Of course the leaks, blurrycam photos and covert video footage are almost unavoidable with a smartphone as important as Samsung’s new flagship, but secrecy was considered paramount as Principal Engineer ByungJoon Lee, explains on official blog Samsung Tomorrow. When talking about his son, “Every time he saw an article on the internet about the GALAXY S III he’d ask ‘Dad! You’re making the S III, right?’ But all I could say was ‘I don’t really know.’
Aside from having to keep their work and home lives very much separate, inter-departmental secrecy was also of prime concern.
To avoid design leaks there were three different prototypes, but all were fully working, so the engineers had to repeat each process three times.
According to the engineering team, the S3 development team operated out of a separate, fingerprint-locked lab which, resulting in a logistical nightmare when trying to co-ordinate fixes to problems which spanned multiple departments. Prototypes were moved using blacked-out security boxes, the ultimate deterrent to prying eyes, well enough at least to prevent said prying eyes from catching a glimpse of the unfinished smartphone.
Principle Engineer WooSun Yoon said, “We had to make three types of the GALAXY SIII to prevent the design from leaking. And on top of that, whenever any of these had to go out for testing, we put them inside ‘dummy boxes’, which are cases that hide the design of the device, to disguise it.”

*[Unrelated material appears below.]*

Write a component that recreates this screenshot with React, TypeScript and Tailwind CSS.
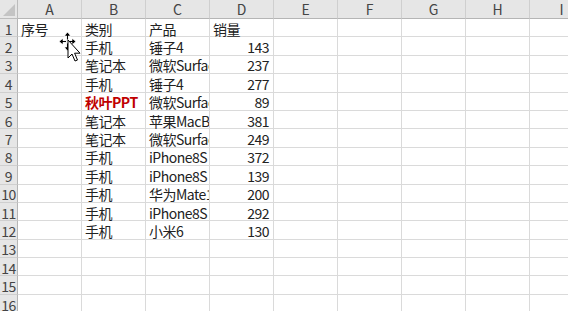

Only the core design team was allowed to actually see the phone and pictures or drawings weren’t even allowed to be sent out internally – in fact the Procurement Department set a price and bought materials based on a description.
Even if you’re not a Samsung fan, the post on Samsung Tomorrow is worth checking out, it’s interesting insight into how a flagship smartphone is made. No doubt Apple’s engineering team have to undertake in some pretty similar practices – especially since the iPhone lost-in-a-bar incident.